== Goal ==
Every line of the material is to be quoted verbatim, minus the pictures.

== Available data ==

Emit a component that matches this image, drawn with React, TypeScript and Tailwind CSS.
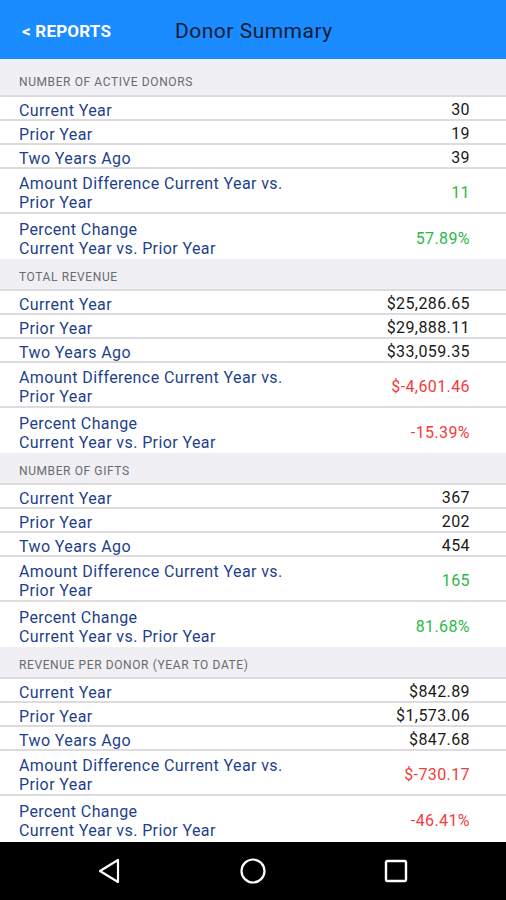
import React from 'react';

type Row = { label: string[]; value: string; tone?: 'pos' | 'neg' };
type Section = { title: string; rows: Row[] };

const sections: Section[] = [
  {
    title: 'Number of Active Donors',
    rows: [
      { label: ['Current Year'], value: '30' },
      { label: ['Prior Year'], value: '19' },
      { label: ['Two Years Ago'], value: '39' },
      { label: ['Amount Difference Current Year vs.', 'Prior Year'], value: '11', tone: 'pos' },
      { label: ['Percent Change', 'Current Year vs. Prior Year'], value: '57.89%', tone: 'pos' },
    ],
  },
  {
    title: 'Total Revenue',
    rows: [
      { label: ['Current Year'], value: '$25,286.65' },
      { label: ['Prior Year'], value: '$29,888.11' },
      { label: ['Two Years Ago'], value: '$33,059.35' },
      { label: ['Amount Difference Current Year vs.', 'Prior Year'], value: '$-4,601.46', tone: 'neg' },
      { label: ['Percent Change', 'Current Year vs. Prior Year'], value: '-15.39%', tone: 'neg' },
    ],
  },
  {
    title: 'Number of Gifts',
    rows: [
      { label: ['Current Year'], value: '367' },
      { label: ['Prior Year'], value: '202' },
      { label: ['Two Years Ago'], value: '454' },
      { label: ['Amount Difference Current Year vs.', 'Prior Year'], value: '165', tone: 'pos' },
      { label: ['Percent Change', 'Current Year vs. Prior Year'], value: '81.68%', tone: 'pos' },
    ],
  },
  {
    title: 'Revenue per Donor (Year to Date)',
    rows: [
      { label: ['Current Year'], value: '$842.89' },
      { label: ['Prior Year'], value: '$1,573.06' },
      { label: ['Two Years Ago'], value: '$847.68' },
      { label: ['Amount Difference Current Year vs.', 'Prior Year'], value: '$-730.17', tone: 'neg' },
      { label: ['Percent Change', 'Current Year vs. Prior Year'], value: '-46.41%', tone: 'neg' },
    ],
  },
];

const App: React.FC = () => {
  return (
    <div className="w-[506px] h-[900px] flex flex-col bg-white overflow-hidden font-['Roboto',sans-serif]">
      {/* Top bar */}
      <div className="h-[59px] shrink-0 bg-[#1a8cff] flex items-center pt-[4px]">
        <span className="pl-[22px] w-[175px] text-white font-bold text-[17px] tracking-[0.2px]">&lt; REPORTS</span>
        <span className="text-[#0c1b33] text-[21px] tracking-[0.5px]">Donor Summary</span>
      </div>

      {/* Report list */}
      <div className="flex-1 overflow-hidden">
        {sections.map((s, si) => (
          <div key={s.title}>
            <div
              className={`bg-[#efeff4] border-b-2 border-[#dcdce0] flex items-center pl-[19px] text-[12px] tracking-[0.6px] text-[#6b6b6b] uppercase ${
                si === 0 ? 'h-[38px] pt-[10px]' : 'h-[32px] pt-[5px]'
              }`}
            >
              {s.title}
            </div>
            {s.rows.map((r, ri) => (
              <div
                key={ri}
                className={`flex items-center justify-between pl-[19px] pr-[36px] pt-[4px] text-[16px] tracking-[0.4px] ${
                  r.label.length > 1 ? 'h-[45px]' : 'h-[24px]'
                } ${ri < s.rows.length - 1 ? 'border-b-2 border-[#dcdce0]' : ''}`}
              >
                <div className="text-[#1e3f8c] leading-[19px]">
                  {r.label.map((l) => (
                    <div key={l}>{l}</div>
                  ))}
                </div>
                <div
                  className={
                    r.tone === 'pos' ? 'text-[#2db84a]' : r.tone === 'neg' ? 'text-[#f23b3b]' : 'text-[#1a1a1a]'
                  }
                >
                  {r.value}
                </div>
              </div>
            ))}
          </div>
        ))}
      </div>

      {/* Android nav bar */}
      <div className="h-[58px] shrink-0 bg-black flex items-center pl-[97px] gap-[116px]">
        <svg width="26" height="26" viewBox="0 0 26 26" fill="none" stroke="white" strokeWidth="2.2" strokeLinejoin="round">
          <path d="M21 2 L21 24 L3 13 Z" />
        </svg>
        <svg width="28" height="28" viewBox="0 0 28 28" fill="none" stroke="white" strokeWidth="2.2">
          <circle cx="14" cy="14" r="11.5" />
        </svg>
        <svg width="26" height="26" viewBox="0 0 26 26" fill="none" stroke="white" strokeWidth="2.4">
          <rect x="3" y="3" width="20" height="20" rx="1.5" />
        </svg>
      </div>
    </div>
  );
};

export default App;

== Worked answer ==
Emit a component that matches this image, drawn with React, TypeScript and Tailwind CSS.
import React from 'react';

type Row = { label: string[]; value: string; tone?: 'pos' | 'neg' };
type Section = { title: string; rows: Row[] };

const sections: Section[] = [
  {
    title: 'Number of Active Donors',
    rows: [
      { label: ['Current Year'], value: '30' },
      { label: ['Prior Year'], value: '19' },
      { label: ['Two Years Ago'], value: '39' },
      { label: ['Amount Difference Current Year vs.', 'Prior Year'], value: '11', tone: 'pos' },
      { label: ['Percent Change', 'Current Year vs. Prior Year'], value: '57.89%', tone: 'pos' },
    ],
  },
  {
    title: 'Total Revenue',
    rows: [
      { label: ['Current Year'], value: '$25,286.65' },
      { label: ['Prior Year'], value: '$29,888.11' },
      { label: ['Two Years Ago'], value: '$33,059.35' },
      { label: ['Amount Difference Current Year vs.', 'Prior Year'], value: '$-4,601.46', tone: 'neg' },
      { label: ['Percent Change', 'Current Year vs. Prior Year'], value: '-15.39%', tone: 'neg' },
    ],
  },
  {
    title: 'Number of Gifts',
    rows: [
      { label: ['Current Year'], value: '367' },
      { label: ['Prior Year'], value: '202' },
      { label: ['Two Years Ago'], value: '454' },
      { label: ['Amount Difference Current Year vs.', 'Prior Year'], value: '165', tone: 'pos' },
      { label: ['Percent Change', 'Current Year vs. Prior Year'], value: '81.68%', tone: 'pos' },
    ],
  },
  {
    title: 'Revenue per Donor (Year to Date)',
    rows: [
      { label: ['Current Year'], value: '$842.89' },
      { label: ['Prior Year'], value: '$1,573.06' },
      { label: ['Two Years Ago'], value: '$847.68' },
      { label: ['Amount Difference Current Year vs.', 'Prior Year'], value: '$-730.17', tone: 'neg' },
      { label: ['Percent Change', 'Current Year vs. Prior Year'], value: '-46.41%', tone: 'neg' },
    ],
  },
];

const App: React.FC = () => {
  return (
    <div className="w-[506px] h-[900px] flex flex-col bg-white overflow-hidden font-['Roboto',sans-serif]">
      {/* Top bar */}
      <div className="h-[59px] shrink-0 bg-[#1a8cff] flex items-center pt-[4px]">
        <span className="pl-[22px] w-[175px] text-white font-bold text-[17px] tracking-[0.2px]">&lt; REPORTS</span>
        <span className="text-[#0c1b33] text-[21px] tracking-[0.5px]">Donor Summary</span>
      </div>

      {/* Report list */}
      <div className="flex-1 overflow-hidden">
        {sections.map((s, si) => (
          <div key={s.title}>
            <div
              className={`bg-[#efeff4] border-b-2 border-[#dcdce0] flex items-center pl-[19px] text-[12px] tracking-[0.6px] text-[#6b6b6b] uppercase ${
                si === 0 ? 'h-[38px] pt-[10px]' : 'h-[32px] pt-[5px]'
              }`}
            >
              {s.title}
            </div>
            {s.rows.map((r, ri) => (
              <div
                key={ri}
                className={`flex items-center justify-between pl-[19px] pr-[36px] pt-[4px] text-[16px] tracking-[0.4px] ${
                  r.label.length > 1 ? 'h-[45px]' : 'h-[24px]'
                } ${ri < s.rows.length - 1 ? 'border-b-2 border-[#dcdce0]' : ''}`}
              >
                <div className="text-[#1e3f8c] leading-[19px]">
                  {r.label.map((l) => (
                    <div key={l}>{l}</div>
                  ))}
                </div>
                <div
                  className={
                    r.tone === 'pos' ? 'text-[#2db84a]' : r.tone === 'neg' ? 'text-[#f23b3b]' : 'text-[#1a1a1a]'
                  }
                >
                  {r.value}
                </div>
              </div>
            ))}
          </div>
        ))}
      </div>

      {/* Android nav bar */}
      <div className="h-[58px] shrink-0 bg-black flex items-center pl-[97px] gap-[116px]">
        <svg width="26" height="26" viewBox="0 0 26 26" fill="none" stroke="white" strokeWidth="2.2" strokeLinejoin="round">
          <path d="M21 2 L21 24 L3 13 Z" />
        </svg>
        <svg width="28" height="28" viewBox="0 0 28 28" fill="none" stroke="white" strokeWidth="2.2">
          <circle cx="14" cy="14" r="11.5" />
        </svg>
        <svg width="26" height="26" viewBox="0 0 26 26" fill="none" stroke="white" strokeWidth="2.4">
          <rect x="3" y="3" width="20" height="20" rx="1.5" />
        </svg>
      </div>
    </div>
  );
};

export default App;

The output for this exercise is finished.